* _Set exercise_
Go through the listing and pick out each line with the word "this" in it.

(Some records)
= = =

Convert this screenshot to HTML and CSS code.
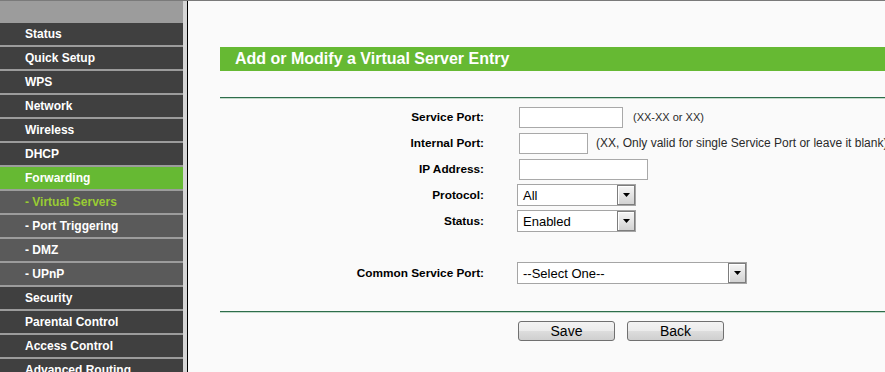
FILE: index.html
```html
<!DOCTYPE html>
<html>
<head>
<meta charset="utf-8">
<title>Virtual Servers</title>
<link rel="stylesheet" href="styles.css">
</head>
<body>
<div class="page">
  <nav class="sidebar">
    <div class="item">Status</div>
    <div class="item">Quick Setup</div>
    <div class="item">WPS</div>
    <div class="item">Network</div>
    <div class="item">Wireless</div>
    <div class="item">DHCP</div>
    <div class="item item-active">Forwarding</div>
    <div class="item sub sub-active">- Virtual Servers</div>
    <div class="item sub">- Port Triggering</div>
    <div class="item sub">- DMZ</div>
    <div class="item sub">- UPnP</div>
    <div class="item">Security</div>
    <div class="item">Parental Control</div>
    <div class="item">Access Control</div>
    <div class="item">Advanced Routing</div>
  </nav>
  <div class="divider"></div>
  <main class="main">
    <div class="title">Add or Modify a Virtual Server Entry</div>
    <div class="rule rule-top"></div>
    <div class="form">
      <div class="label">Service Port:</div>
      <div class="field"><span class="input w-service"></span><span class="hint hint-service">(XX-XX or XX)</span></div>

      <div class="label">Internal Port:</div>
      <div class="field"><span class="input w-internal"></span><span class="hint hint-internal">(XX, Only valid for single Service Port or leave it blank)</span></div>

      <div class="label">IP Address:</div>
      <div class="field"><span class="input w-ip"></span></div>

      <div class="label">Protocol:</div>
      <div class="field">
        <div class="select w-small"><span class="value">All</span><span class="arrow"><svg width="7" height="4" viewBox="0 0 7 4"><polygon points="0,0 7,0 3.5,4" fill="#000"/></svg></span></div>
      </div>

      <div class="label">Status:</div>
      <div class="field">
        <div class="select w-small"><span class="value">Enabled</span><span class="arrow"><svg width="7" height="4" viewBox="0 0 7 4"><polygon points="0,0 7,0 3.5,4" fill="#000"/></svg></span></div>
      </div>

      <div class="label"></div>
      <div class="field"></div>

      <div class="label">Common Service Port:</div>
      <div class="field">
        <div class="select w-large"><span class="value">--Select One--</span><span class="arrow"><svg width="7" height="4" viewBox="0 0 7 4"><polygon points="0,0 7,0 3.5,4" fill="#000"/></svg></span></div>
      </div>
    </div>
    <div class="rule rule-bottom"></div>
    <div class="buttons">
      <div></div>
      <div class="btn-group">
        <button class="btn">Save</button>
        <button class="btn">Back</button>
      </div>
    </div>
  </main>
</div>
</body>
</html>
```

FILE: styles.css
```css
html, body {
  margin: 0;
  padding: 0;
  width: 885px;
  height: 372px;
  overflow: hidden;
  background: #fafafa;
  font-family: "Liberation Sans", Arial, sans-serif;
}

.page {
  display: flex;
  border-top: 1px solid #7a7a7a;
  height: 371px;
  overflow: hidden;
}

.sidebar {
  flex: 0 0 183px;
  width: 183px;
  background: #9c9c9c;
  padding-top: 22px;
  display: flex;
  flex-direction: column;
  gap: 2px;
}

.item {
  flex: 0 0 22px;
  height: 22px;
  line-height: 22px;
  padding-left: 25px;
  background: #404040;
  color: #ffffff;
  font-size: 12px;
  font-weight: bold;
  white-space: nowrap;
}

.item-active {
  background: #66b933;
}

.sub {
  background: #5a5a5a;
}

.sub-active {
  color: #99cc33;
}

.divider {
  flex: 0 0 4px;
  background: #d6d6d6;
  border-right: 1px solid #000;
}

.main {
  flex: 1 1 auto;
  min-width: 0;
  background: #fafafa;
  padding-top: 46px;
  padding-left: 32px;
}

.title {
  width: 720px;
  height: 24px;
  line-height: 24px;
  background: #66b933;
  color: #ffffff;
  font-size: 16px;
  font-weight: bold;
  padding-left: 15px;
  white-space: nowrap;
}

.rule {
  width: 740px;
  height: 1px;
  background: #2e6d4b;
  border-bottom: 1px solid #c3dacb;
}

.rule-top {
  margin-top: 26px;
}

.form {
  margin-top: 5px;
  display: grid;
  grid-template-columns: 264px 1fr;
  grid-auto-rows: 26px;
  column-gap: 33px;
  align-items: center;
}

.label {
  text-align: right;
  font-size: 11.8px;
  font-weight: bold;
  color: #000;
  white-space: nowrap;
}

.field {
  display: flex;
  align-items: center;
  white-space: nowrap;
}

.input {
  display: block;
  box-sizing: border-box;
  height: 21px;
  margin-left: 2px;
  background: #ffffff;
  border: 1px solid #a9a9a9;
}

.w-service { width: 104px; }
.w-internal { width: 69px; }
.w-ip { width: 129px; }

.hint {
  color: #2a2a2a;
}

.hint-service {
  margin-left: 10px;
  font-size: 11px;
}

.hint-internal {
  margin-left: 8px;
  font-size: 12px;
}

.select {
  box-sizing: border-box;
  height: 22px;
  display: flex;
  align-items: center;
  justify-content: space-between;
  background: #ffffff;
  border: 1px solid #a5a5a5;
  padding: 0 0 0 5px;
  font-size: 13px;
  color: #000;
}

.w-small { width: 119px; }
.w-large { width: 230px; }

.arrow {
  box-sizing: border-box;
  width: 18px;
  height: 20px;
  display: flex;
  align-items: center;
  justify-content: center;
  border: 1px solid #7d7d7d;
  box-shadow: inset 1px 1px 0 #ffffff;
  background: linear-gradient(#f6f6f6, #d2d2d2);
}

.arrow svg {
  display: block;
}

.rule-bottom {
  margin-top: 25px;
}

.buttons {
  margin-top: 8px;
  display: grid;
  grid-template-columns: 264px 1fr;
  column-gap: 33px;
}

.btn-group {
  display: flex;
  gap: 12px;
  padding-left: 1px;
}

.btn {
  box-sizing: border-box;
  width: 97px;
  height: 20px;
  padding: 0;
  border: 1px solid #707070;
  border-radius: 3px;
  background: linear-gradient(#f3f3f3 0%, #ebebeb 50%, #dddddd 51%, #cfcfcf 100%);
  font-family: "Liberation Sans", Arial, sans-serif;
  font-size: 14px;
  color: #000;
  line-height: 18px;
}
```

= = =

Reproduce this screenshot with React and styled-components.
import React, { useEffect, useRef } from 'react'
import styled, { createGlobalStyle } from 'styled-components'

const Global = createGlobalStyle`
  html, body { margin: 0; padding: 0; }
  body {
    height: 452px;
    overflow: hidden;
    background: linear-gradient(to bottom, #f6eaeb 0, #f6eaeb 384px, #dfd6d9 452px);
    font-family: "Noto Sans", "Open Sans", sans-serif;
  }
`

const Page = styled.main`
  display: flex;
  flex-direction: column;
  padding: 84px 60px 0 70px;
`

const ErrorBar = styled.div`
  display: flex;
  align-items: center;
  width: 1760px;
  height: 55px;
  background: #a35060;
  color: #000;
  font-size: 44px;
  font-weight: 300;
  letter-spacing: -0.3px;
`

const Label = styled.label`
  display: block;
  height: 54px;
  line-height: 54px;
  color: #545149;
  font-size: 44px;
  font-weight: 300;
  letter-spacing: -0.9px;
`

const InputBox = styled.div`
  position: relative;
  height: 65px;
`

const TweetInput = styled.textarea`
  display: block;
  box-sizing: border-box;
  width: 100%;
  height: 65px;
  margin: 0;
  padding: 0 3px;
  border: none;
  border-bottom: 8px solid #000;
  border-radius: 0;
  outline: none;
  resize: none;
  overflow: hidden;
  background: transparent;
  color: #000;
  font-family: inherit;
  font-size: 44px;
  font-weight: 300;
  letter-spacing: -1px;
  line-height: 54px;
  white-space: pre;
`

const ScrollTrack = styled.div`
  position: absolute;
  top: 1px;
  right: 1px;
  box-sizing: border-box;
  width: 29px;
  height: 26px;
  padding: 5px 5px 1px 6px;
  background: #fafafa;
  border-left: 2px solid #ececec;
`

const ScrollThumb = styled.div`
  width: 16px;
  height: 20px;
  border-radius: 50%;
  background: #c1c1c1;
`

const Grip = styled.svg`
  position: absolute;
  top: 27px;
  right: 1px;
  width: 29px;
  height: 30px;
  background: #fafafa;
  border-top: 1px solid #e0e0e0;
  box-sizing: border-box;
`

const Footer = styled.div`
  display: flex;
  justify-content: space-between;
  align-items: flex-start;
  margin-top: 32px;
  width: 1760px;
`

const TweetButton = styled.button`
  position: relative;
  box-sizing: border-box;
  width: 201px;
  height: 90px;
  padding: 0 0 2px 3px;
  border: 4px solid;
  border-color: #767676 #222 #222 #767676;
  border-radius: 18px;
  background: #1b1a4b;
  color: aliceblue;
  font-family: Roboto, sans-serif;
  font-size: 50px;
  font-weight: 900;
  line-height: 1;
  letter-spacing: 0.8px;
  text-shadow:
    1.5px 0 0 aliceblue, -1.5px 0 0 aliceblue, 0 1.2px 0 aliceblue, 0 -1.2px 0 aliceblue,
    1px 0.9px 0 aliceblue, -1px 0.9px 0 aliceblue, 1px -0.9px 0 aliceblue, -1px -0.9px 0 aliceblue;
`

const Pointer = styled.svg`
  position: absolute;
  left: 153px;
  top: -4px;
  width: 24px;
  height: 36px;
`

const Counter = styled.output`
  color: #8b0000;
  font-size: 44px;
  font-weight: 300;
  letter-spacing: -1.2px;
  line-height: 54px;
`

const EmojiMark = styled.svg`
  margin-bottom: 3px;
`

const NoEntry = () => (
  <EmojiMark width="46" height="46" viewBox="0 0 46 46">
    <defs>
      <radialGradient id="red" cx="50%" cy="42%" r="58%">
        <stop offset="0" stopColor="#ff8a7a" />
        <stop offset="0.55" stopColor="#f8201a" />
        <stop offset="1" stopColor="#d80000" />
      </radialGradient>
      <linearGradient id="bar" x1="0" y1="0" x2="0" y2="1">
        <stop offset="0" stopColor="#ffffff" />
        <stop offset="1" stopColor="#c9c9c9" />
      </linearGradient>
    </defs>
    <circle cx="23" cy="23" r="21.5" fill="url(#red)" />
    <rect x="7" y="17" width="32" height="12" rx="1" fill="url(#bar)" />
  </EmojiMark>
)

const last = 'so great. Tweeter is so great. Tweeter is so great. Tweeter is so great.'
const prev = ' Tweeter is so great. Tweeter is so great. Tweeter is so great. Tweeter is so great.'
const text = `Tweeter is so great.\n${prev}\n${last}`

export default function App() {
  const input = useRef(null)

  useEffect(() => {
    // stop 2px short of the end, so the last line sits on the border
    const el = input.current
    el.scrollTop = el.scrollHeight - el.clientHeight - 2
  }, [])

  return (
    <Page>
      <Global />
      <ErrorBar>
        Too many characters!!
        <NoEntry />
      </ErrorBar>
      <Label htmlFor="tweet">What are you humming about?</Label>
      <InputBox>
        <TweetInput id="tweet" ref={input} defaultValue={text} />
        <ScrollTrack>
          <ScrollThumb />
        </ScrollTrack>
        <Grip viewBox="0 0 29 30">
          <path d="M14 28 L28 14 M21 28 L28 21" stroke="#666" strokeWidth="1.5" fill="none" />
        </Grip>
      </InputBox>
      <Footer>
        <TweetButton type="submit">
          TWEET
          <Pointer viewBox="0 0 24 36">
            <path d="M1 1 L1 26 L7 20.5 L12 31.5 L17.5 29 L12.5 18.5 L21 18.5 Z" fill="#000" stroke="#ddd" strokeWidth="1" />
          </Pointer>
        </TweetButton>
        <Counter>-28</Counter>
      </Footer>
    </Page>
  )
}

= = =

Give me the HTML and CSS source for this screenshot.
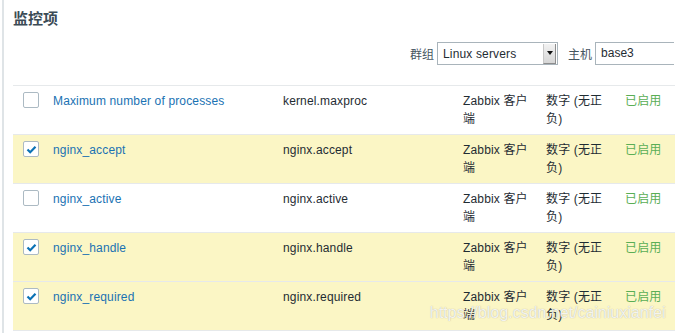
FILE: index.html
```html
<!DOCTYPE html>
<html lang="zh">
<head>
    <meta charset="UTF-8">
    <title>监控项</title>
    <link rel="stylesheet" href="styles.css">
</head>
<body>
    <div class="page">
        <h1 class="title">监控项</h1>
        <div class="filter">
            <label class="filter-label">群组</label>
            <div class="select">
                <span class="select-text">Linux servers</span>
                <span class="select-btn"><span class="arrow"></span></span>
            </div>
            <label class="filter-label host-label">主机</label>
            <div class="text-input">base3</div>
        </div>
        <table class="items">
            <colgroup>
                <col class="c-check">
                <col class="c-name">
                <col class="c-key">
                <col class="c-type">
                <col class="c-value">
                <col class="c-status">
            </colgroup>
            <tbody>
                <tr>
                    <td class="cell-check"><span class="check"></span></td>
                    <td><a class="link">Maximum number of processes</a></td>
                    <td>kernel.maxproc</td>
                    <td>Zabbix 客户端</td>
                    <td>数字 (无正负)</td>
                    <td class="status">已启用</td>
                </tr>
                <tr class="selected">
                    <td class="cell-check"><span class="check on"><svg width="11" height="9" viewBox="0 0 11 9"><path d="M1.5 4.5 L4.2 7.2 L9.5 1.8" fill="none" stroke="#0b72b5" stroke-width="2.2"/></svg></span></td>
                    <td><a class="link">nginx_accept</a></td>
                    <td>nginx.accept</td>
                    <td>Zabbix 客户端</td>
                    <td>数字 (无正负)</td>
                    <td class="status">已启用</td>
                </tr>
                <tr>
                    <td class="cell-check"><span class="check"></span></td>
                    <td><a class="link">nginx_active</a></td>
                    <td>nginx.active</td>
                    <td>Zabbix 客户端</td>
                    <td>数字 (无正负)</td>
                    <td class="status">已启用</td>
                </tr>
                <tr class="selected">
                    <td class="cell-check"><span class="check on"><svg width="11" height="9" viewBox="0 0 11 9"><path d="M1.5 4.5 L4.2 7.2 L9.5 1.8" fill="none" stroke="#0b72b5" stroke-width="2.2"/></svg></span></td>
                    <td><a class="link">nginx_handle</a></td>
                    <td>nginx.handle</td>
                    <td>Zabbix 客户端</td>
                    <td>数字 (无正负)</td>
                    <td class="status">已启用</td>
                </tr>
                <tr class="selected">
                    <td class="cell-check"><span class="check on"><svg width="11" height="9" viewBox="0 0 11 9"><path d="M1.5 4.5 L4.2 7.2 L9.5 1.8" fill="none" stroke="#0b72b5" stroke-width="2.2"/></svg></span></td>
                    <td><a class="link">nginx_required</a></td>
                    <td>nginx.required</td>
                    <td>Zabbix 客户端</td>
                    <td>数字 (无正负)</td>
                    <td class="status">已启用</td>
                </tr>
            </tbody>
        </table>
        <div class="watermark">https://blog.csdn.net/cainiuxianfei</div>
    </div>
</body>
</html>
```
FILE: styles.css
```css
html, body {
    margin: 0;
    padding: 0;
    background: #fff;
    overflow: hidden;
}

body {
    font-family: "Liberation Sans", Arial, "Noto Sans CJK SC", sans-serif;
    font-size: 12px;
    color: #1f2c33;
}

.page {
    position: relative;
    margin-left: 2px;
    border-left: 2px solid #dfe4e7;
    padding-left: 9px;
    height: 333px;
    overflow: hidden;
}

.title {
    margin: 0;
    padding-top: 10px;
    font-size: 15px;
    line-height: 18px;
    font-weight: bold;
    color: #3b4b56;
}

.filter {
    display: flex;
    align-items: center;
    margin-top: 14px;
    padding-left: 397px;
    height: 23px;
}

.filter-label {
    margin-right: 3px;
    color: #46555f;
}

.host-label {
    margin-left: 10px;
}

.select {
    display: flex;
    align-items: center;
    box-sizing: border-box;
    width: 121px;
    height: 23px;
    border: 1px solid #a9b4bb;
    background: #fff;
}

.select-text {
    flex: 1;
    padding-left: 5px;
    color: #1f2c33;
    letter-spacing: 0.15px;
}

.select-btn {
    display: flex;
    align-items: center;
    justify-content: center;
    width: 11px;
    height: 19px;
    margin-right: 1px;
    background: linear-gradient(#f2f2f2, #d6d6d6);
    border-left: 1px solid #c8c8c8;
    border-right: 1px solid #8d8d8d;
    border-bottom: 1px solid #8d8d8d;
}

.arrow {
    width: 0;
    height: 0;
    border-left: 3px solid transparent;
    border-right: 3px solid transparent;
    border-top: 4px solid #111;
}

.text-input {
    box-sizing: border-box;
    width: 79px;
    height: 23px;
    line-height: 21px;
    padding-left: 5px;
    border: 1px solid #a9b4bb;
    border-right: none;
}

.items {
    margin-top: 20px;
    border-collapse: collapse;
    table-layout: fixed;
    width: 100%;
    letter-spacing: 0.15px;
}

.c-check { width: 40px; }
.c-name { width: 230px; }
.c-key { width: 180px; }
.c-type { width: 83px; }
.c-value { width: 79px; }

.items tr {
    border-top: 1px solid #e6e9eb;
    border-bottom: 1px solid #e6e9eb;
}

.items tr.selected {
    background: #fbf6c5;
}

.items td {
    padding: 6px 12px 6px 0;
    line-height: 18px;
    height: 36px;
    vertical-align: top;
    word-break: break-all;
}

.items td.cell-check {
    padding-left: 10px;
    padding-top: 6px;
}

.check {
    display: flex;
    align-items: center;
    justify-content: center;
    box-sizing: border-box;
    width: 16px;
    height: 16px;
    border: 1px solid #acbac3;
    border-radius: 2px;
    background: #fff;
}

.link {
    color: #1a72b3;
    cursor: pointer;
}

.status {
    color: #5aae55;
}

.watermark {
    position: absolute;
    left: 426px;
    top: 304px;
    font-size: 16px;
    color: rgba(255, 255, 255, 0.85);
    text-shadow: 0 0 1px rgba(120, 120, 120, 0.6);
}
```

= = =

* _Exercise result_
Convert this screenshot to HTML and CSS code.
Reproduce this screenshot with React and styled-components.
Give me the HTML and CSS source for this screenshot.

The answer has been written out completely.